Marina Yue Zhang, an associate professor at the Australia-China Relations Institute, University of Technology Sydney, wrote recently that: “China has invested heavily in transitioning to clean energy, including developing technologies and production know-how covering the entire lithium supply chain. It has paid substantial environmental costs through trial-and-error innovation and has now developed dominant advantages in… green technologies used in lithium processing.” She calls for better international cooperation in lithium supply chains so other countries do not have to incur similar costs, saying such cooperation is essential for tackling climate change.

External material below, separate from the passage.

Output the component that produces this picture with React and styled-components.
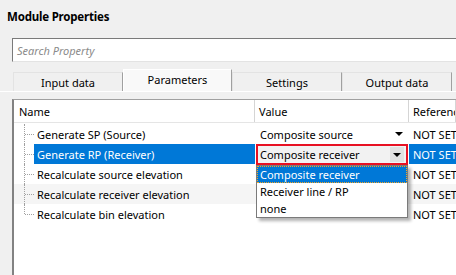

Currently, China has no compulsory environmental or social due diligence requirements for the lithium supply chain, but CCCMC has taken a positive first step. In May 2022, it issued a second edition of its due diligence guidance for minerals supply chains. That document suggests upstream suppliers and downstream buyers set up due diligence systems designed to prevent risks and strengthen management of environmental, ecological, climate and social risks.

“Over the last two years, we’ve seen more attention being paid to due diligence in the lithium supply chain, with some firms already taking action,” said Sun. “And mining firms don’t set up due diligence systems just to deal with audits from downstream buyers, but to improve their ability to manage the supply chain. The key is the recognition from company executives, cross-departmental cooperation, support from companies across the supply chain, and participation from all stakeholders.”